E ansiamos por um reavivamento!
“Quando o teu povo de Israel for ferido diante do inimigo, por ter pecado contra ti, e se converterem a ti, e confessarem o teu nome, e orarem, e suplicarem a ti nesta casa, ouve tu, então, nos céus, e perdoa o pecado do teu povo de Israel, e torna a levá-lo à terra que tens dado a seus pais” (1 Reis 8.33 – 34). Se falta a pregação de exortação, de repreensão, de consolação e a oração de súplica, de louvor, de arrependimento, então como pode haver reavivamento?

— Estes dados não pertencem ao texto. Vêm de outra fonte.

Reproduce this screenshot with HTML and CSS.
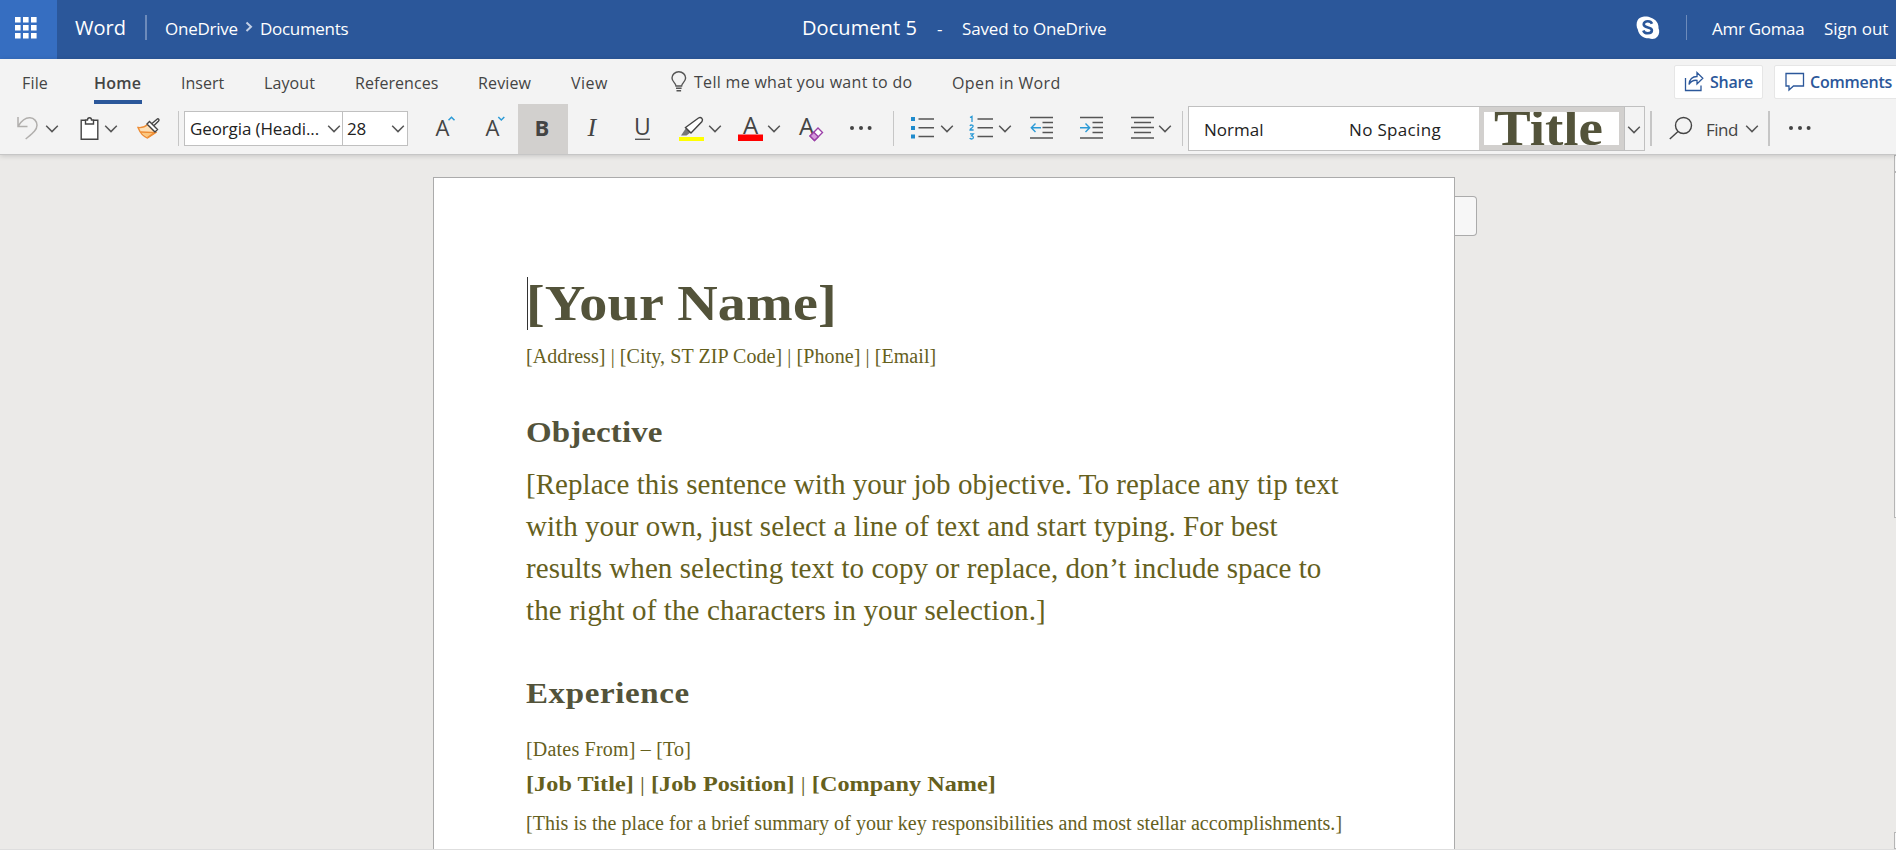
FILE: index.html
```html
<!DOCTYPE html>
<html lang="en">
<head>
<meta charset="utf-8">
<title>Document 5 - Word</title>
<link rel="stylesheet" href="styles.css">
</head>
<body>
<svg class="defs" width="0" height="0">
  <symbol id="chev" viewBox="0 0 14 50"><path d="M1.2 21.8 7 27.6 12.8 21.8" fill="none" stroke="#555" stroke-width="1.5"/></symbol>
  <symbol id="dots" viewBox="0 0 24 50"><circle cx="3" cy="24" r="2"/><circle cx="12" cy="24" r="2"/><circle cx="20.6" cy="24" r="2"/></symbol>
</svg>

<header class="top">
  <div class="waffle">
    <svg width="22" height="22" fill="#fff"><path d="M0 0h5.6v5.6H0zM8 0h5.6v5.6H8zM16 0h5.6v5.6H16zM0 8h5.6v5.6H0zM8 8h5.6v5.6H8zM16 8h5.6v5.6H16zM0 16h5.6v5.6H0zM8 16h5.6v5.6H8zM16 16h5.6v5.6H16z"/></svg>
  </div>
  <span class="app">Word</span>
  <i class="rule"></i>
  <nav class="crumbs"><span class="c1">OneDrive</span><svg width="8" height="12" fill="none" stroke="#c3d0e6" stroke-width="2"><path d="M1.5 1.5 6 5.8 1.5 10"/></svg><span class="c2">Documents</span></nav>
  <div class="doc"><span class="docname">Document 5</span><span class="dash">-</span><span class="saved">Saved to OneDrive</span></div>
  <svg class="skype" width="24" height="24"><path d="M7 .7C10 .2 13 .7 15 1.7c5 1.6 8 6 7.5 10.5 1.300 2.500.8 6-1 8.300-2 2.600-5.500 3.200-8.500 1.800C7.500 22.500 2.800 19 1.800 13.500.3 11 .200 7 1.500 4.500 2.500 2.300 4.500 1 7 .7z" fill="#fff"/><path d="M16 7.800c-.6-1.700-2.200-2.500-4.200-2.500-2.300 0-4.100 1-4.100 3 0 4.400 8.200 2 8.200 6 0 1.900-1.800 3-4.100 3-2.200 0-3.900-.9-4.500-2.800" fill="none" stroke="#2b579a" stroke-width="2.600"/></svg>
  <i class="rule thin"></i>
  <span class="user">Amr Gomaa</span>
  <span class="signout">Sign out</span>
</header>

<section class="ribbon">
  <div class="tabs">
    <span class="t-file">File</span><span class="t-home">Home</span><span class="t-insert">Insert</span><span class="t-layout">Layout</span><span class="t-ref">References</span><span class="t-review">Review</span><span class="t-view">View</span>
    <svg class="bulb" width="16" height="22" fill="none" stroke="#555" stroke-width="1.400"><path d="M5 15c0-3-4-4-4-8a6.800 6.200 0 0 1 13.600 0c0 4-4 5-4 8zM5 17.300h5.600M5.500 19.800h4.600"/></svg>
    <span class="t-tell">Tell me what you want to do</span><span class="t-open">Open in Word</span>
    <div class="btn share"><svg width="20" height="22" fill="none" stroke="#2b579a" stroke-width="1.300"><path d="M1.500 7v12.500h15.500V14.500"/><path d="M5 13.500C5.500 8.500 8 5.500 13 5.500V1.500l5.800 5.800L13 13V9.300C9 9 6.500 10.500 5 13.500z"/></svg><span>Share</span></div>
    <div class="btn comments"><svg width="20" height="20" fill="none" stroke="#2b579a" stroke-width="1.300"><path d="M1 1.500h17.500v12.500H8.500L4 18V14H1z"/></svg><span>Comments</span></div>
  </div>

  <div class="tools">
    <svg class="undo" width="26" height="50" viewBox="14 104 26 50" fill="none" stroke="#b1afad" stroke-width="1.500"><path d="M18 117v9.500h9.500M18.300 126C22 120 26 117.500 30 117.800c4 .3 7 3.400 7 7.400 0 5-5 8.500-11.300 13.800"/></svg>
    <svg class="cv g5" width="14" height="50"><use href="#chev"/></svg>
    <svg class="clip" width="20" height="50" viewBox="80 104 20 50" fill="none" stroke="#444" stroke-width="1.400"><path d="M85.500 120.300H81.200v18.900h16.600v-18.900h-4.300M85.500 120v4h8v-4h-2c0-3-4-3-4 0z" fill="#fff"/></svg>
    <svg class="cv g4" width="14" height="50"><use href="#chev"/></svg>
    <svg class="brush" width="26" height="50" viewBox="136 104 26 50" fill="none" stroke-width="1.400"><path d="M138 127.500c4 .5 7-.5 9.500-3l8.500 8-8.500 5.500c-5-2-7.500-5.500-9.500-10.500z" fill="#fce0b8" stroke="#ee8d35"/><path d="m141 132 13.500.5-7 5" fill="#fbc77f" stroke="#ee8d35"/><path d="m147 124 2.500-2.500 8 8-2.500 2.500zM152 123.500l5-4.300c1.300-1 2.700.7 1.600 1.800l-4.600 4.500" fill="#fff" stroke="#444"/></svg>
    <i class="bar s1"></i>
    <div class="fontbox"><span class="fname">Georgia (Headi...</span><svg class="fc" width="14" height="33"><use href="#chev" y="-8" width="14" height="50"/></svg><span class="fsize">28</span><svg class="fc2" width="14" height="33"><use href="#chev" y="-8" width="14" height="50"/></svg></div>
    <svg class="grow" width="22" height="50" viewBox="435 104 22 50"><text class="ltr" x="435.600" y="136">A</text><path d="m448.500 120.300 3-3 3 3" fill="none" stroke="#2b9ad6" stroke-width="1.500"/></svg>
    <svg class="shrink" width="22" height="50" viewBox="485 104 22 50"><text class="ltr" x="485.600" y="136">A</text><path d="m498.300 117 3 3 3-3" fill="none" stroke="#2b9ad6" stroke-width="1.500"/></svg>
    <svg class="bold" width="50" height="50" viewBox="518 104 50 50"><text class="ltr b" x="534.500" y="136">B</text></svg>
    <svg class="ital" width="22" height="50" viewBox="580 104 22 50"><text class="ltr i" x="587.500" y="136">I</text></svg>
    <svg class="under" width="20" height="50" viewBox="633 104 20 50"><text class="ltr u" x="634" y="135">U</text><path d="M635 139.300h15" stroke="#555" stroke-width="1.400"/></svg>
    <svg class="hl" width="26" height="50" viewBox="679 104 26 50"><path d="M679 137h25v4h-25z" fill="#ff0"/><path d="m681 135.500 5-7.500 4.500 4.500-4 3z" fill="#777"/><path d="m685.500 127.500 13-9.500c2.500-1.500 5 1 3.500 3.500L691 133z" fill="#fff" stroke="#444" stroke-width="1.400"/></svg>
    <svg class="cv g3" width="14" height="50"><use href="#chev"/></svg>
    <svg class="fcol" width="26" height="50" viewBox="738 104 26 50"><text class="ltr a" x="743" y="133.500">A</text><path d="M738 134.500h25v6.500h-25z" fill="red"/></svg>
    <svg class="cv g3" width="14" height="50"><use href="#chev"/></svg>
    <svg class="clear" width="26" height="50" viewBox="799 104 26 50"><text class="ltr a" x="799" y="135">A</text><path d="m810 136 8-8 4.500 4.500-8 8z" fill="#fff" stroke="#9b3fa8" stroke-width="1.400"/><path d="m810 136 3.800-3.800 4.500 4.500-3.800 3.800z" fill="#d59bdb" stroke="#9b3fa8" stroke-width="1.400"/></svg>
    <svg class="more" width="24" height="50" fill="#444"><use href="#dots"/></svg>
    <i class="bar s2"></i>
    <svg class="bul" width="24" height="50" viewBox="911 104 24 50"><path d="M911 117h4v4h-4zM911 126h4v4h-4zM911 134.500h4v4h-4z" fill="#1e8bcd"/><path d="M918.500 119H934M918.500 127.700H934M918.500 136.500H934" stroke="#555" stroke-width="1.400"/></svg>
    <svg class="cv g6" width="14" height="50"><use href="#chev"/></svg>
    <svg class="num" width="25" height="50" viewBox="969 104 25 50" fill="none" stroke="#2b9ad6" stroke-width="1.300"><path d="M970 117.500 972 116.300v5.700M970 126c.5-1.500 3.600-1.200 3 .6-.3 1-3 2.200-3 3.400h3.600M970 133.800h3.300l-1.700 2c2.600.2 2.200 3.200 0 3.200-1 0-1.600-.3-1.900-.8"/><path d="M977.500 119H993M977.500 127.700H993M977.500 136.500H993" stroke="#555" stroke-width="1.400"/></svg>
    <svg class="cv g4" width="14" height="50"><use href="#chev"/></svg>
    <svg class="out" width="25" height="50" viewBox="1029 104 25 50" fill="none" stroke="#555" stroke-width="1.400"><path d="M1030 117.500h23M1042.500 122.500H1053M1042.500 127.500H1053M1042.500 132.500H1053M1030 138h23"/><path d="M1041 127.700H1031.500M1035.500 123.500l-4.200 4.200 4.200 4.200" stroke="#2b9ad6"/></svg>
    <svg class="in" width="25" height="50" viewBox="1079 104 25 50" fill="none" stroke="#555" stroke-width="1.400"><path d="M1080 117.500h23M1092.500 122.500H1103M1092.500 127.500H1103M1092.500 132.500H1103M1080 138h23"/><path d="M1080 127.700H1089.500M1085.500 123.500l4.200 4.200-4.200 4.200" stroke="#2b9ad6"/></svg>
    <svg class="al" width="25" height="50" viewBox="1130 104 25 50" stroke="#555" stroke-width="1.400"><path d="M1131 117.500h23M1134 122.500h17M1131 127.500h23M1134 132.500h17M1131 138h23"/></svg>
    <svg class="cv g3" width="14" height="50"><use href="#chev"/></svg>
    <i class="bar s3"></i>
    <div class="gallery"><span class="st1">Normal</span><span class="st2">No Spacing</span><div class="tile"><div class="tile-in"><span class="wide-face">Title</span></div></div><div class="drop"><svg width="14" height="42"><use href="#chev" y="-2" width="14" height="50"/></svg></div></div>
    <i class="bar wide s4"></i>
    <svg class="find" width="25" height="50" viewBox="1669 104 25 50" fill="none" stroke="#444" stroke-width="1.400"><circle cx="1683.500" cy="125.500" r="8"/><path d="M1678 131.500 1669.800 139"/></svg>
    <span class="findt">Find</span>
    <svg class="cv g7" width="14" height="50"><use href="#chev"/></svg>
    <i class="bar wide s5"></i>
    <svg class="more2" width="24" height="50" fill="#444"><use href="#dots"/></svg>
  </div>
</section>

<main class="canvas">
  <article class="page">
    <h1 class="name wide-face">[Your Name]</h1>
    <p class="small addr">[Address] | [City, ST ZIP Code] | [Phone] | [Email]</p>
    <h2 class="head obj wide-face">Objective</h2>
    <p class="body">[Replace this sentence with your job objective. To replace any tip text<br>with your own, just select a line of text and start typing. For best<br>results when selecting text to copy or replace, don’t include space to<br><span class="last">the right of the characters in your selection.]</span></p>
    <h2 class="head exp wide-face">Experience</h2>
    <p class="small dates">[Dates From] – [To]</p>
    <h3 class="job wide-face">[Job Title] <span class="pipe">|</span> [Job Position] <span class="pipe">|</span> [Company Name]</h3>
    <p class="small summary">[This is the place for a brief summary of your key responsibilities and most stellar accomplishments.]</p>
    <i class="caret"></i>
  </article>
  <div class="flap"></div>
  <div class="scroll"><i class="up"></i><i class="thumb"></i><i class="down"></i></div>
</main>
</body>
</html>
```
FILE: styles.css
```css
* { box-sizing: border-box; }
html, body { margin: 0; height: 100%; overflow: hidden; background: #fff; }
body { font-family: "Open Sans", sans-serif; color: #444; }
svg { display: block; flex: none; overflow: visible; }
.defs { position: absolute; }
span, i, div { flex: none; white-space: nowrap; }

/* title bar */
.top { height: 59px; display: flex; background: #2b579a; color: #fff; font-size: 17px; line-height: 57px; }
.waffle { width: 57px; height: 59px; background: #366ec1; padding: 17px 0 0 15px; }
.app { font-size: 20px; line-height: 55px; letter-spacing: 0; margin-left: 18px; width: 70px; }
.rule { width: 2px; height: 25px; margin-top: 15px; background: #6d8bbb; }
.thin { width: 1px; margin-left: 26px; }
.crumbs { display: flex; margin-left: 18px; width: 637px; }
.c1 { letter-spacing: -.25px; width: 80px; }
.crumbs svg { margin-top: 21px; }
.c2 { letter-spacing: -.3px; margin-left: 7px; }
.doc { display: flex; width: 834px; }
.docname { font-size: 20px; line-height: 55px; width: 135px; letter-spacing: .08px; }
.dash { width: 25px; }
.saved { letter-spacing: -.16px; }
.skype { margin-top: 16px; }
.user { margin-left: 25px; width: 112px; letter-spacing: -.3px; }

/* ribbon */
.ribbon { height: 96px; background: #f3f3f3; border-bottom: 1px solid #c6c6c6; box-shadow: 0 1px 5px rgba(0,0,0,.16); position: relative; z-index: 1; }
.tabs { display: flex; height: 45px; font-size: 16px; line-height: 48px; }
.t-file { margin-left: 22px; width: 72px; letter-spacing: .17px; }
.t-home { width: 48px; height: 45px; margin-right: 39px; font-weight: 600; letter-spacing: .25px; border-bottom: 4px solid #2b579a; }
.t-insert { width: 83px; }
.t-layout { width: 91px; letter-spacing: .1px; }
.t-ref { width: 123px; letter-spacing: .05px; }
.t-review { width: 93px; letter-spacing: .15px; }
.t-view { width: 100px; letter-spacing: .5px; }
.bulb { margin-top: 12px; }
.t-tell { margin-left: 7px; width: 258px; letter-spacing: .3px; line-height: 47px; }
.t-open { width: 722px; letter-spacing: .4px; }
.btn { display: flex; height: 34px; margin-top: 6px; background: #fff; border: 1px solid #e6e6e6; border-radius: 2px; color: #2b579a; font-weight: 600; line-height: 33px; }
.share { width: 89px; padding: 5px 0 0 9px; letter-spacing: -.27px; }
.share span { margin: -5px 0 0 6px; }
.comments { width: 130px; margin-left: 11px; padding: 6px 0 0 10px; letter-spacing: -.24px; }
.comments span { margin: -6px 0 0 5px; }

.tools { display: flex; height: 50px; padding-left: 14px; }
.g3 { margin-left: 3px; }
.g4 { margin-left: 4px; }
.g5, .g6 { margin-left: 5px; }
.g7 { margin-left: 7px; }
.clip { margin-left: 21px; }
.brush { margin-left: 18px; }
.bar { width: 1px; height: 35px; margin-top: 7px; background: #c6c6c6; }
.bar.wide { width: 2px; }
.s1 { margin-left: 16px; }
.fontbox { display: flex; width: 224px; height: 35px; margin: 7px 0 0 5px; background: #fff; border: 1px solid #c0c0c0; color: #222; font-size: 17px; line-height: 34px; }
.fname { padding-left: 5px; width: 142px; letter-spacing: -.12px; }
.fsize { width: 49px; height: 33px; padding-left: 4px; margin-left: 1px; border-left: 1px solid #c0c0c0; letter-spacing: -.2px; }
.grow { margin-left: 27px; }
.shrink { margin-left: 28px; }
.bold { margin-left: 11px; background: #d2d0ce; }
.ital { margin-left: 12px; }
.under { margin-left: 31px; }
.hl { margin-left: 26px; }
.fcol { margin-left: 16px; }
.clear { margin-left: 18px; }
.more { margin-left: 24px; }
.s2 { margin-left: 20px; }
.bul { margin-left: 17px; }
.num { margin-left: 15px; }
.out { margin-left: 17px; }
.in { margin-left: 25px; }
.al { margin-left: 26px; }
.s3 { margin-left: 10px; }
.ltr { font: 22px "Open Sans", sans-serif; fill: #444; }
.ltr.a { font-size: 24px; }
.ltr.b { font-weight: 700; }
.ltr.i { font: italic 26px "Liberation Serif", serif; }
.ltr.u { font-size: 23px; }
.gallery { display: flex; width: 457px; height: 45px; margin: 2px 0 0 5px; background: #fff; border: 1px solid #c0c0c0; color: #222; font-size: 17px; line-height: 46px; }
.st1 { margin-left: 15px; width: 145px; }
.st2 { width: 130px; letter-spacing: .33px; }
.tile { width: 145px; height: 43px; padding: 5px; background: #d2d0ce; }
.tile-in { height: 33px; overflow: hidden; background: #fff; padding-left: 10px; font: 700 50px/32px "Liberation Serif", serif; color: #53533a; }
.tile-in span { display: inline-block; }
.drop { width: 20px; height: 43px; padding-left: 2px; background: #f3f3f3; border-left: 1px solid #c0c0c0; }
.s4 { margin-left: 5px; }
.find { margin-left: 17px; }
.findt { margin-left: 12px; width: 32px; font-size: 17px; line-height: 52px; letter-spacing: -.5px; }
.s5 { margin-left: 9px; }
.more2 { margin-left: 18px; }

/* document canvas */
.canvas { position: relative; display: flex; height: 695px; padding: 22px 0 0 433px; background: #ebeae8; border-bottom: 1px solid #dedede; overflow: hidden; }
.page { position: relative; width: 1022px; height: 900px; padding: 98px 0 0 92px; background: #fff; border: 1px solid #ababab; font-family: "Liberation Serif", serif; color: #65601d; white-space: nowrap; flex: none; }
h1, h2, h3, p { margin: 0; }
.wide-face { transform: scaleX(1.1); transform-origin: 0 50%; }
.name { font-size: 51px; line-height: 55px; letter-spacing: .15px; color: #53533a; }
.small { font-size: 20px; line-height: 26px; }
.addr { margin-top: 12px; letter-spacing: .08px; }
.head { font-size: 30px; line-height: 36px; color: #53533a; }
.obj { margin-top: 45px; letter-spacing: .1px; }
.body { margin-top: 13px; font-size: 29px; line-height: 42px; letter-spacing: .05px; }
.last { letter-spacing: .13px; }
.exp { margin-top: 44px; letter-spacing: .55px; }
.dates { margin-top: 25px; letter-spacing: .2px; }
.job { margin-top: 8px; font-size: 22px; line-height: 28px; letter-spacing: .04px; }
.pipe { font-weight: 400; }
.summary { margin-top: 12px; letter-spacing: .04px; }
.caret { position: absolute; left: 93px; top: 99px; width: 1px; height: 53px; background: #333; }
.flap { width: 22px; height: 40px; margin-top: 19px; border: 1px solid #ababab; border-left: 0; border-radius: 0 4px 4px 0; background: #f7f7f7; }
.scroll { position: absolute; top: 0; right: 0; width: 2px; height: 694px; display: flex; flex-direction: column; }
.scroll i { border: 1px solid #b5b5b5; border-right: 0; background: #f7f7f7; }
.up { height: 17px; }
.thumb { height: 346px; }
.down { height: 17px; margin-top: auto; }
```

Se o povo de Deus não reconhece o seu pecado, não as suas imperfeições, ou pecadilhos, ou fraquezas, mas o pecado passado e presente com
todo o seu peso de juízo, então como quer este povo que Deus aja? Sim, o pecado passado não denunciado, o colectivo, não apenas o individual, mas, por solidariedade, o pecado de todos nós, da igreja local, até do povo e do país.
Sim, se gozamos da promessa feita a nossos pais é coerente dizer que também temos sobre os nossos ombros o que decorre dos seus pecados, não no particular (a alma que pecar, essa morrerá, Ezequiel), mas no geral (Eu, o SENHOR, teu Deus, sou Deus zeloso, que visito a maldade dos pais nos filhos até
à terceira e quarta geração daqueles que me aborrecem, Êxodo). Como ser solidário numa época de perfeito anonimato e privacidade? Como ter arrependimento numa época em que o importante não é não pecar, mas que não se saiba que se peca e na qual se estima que o que faço não concerne os demais?
Reavivamento? Apenas quando houver pregação fiel, incisiva e poderosa acompanhada por oração de arrependimento e súplicas. De outro modo vamos ter igrejas que dormem. Algumas andam sonâmbulas, isto é, andam, falam, ouvem, mas dormindo. Parecem acordadas, mas, de facto, dormem. E sabemos o perigo de acordar sonâmbulos.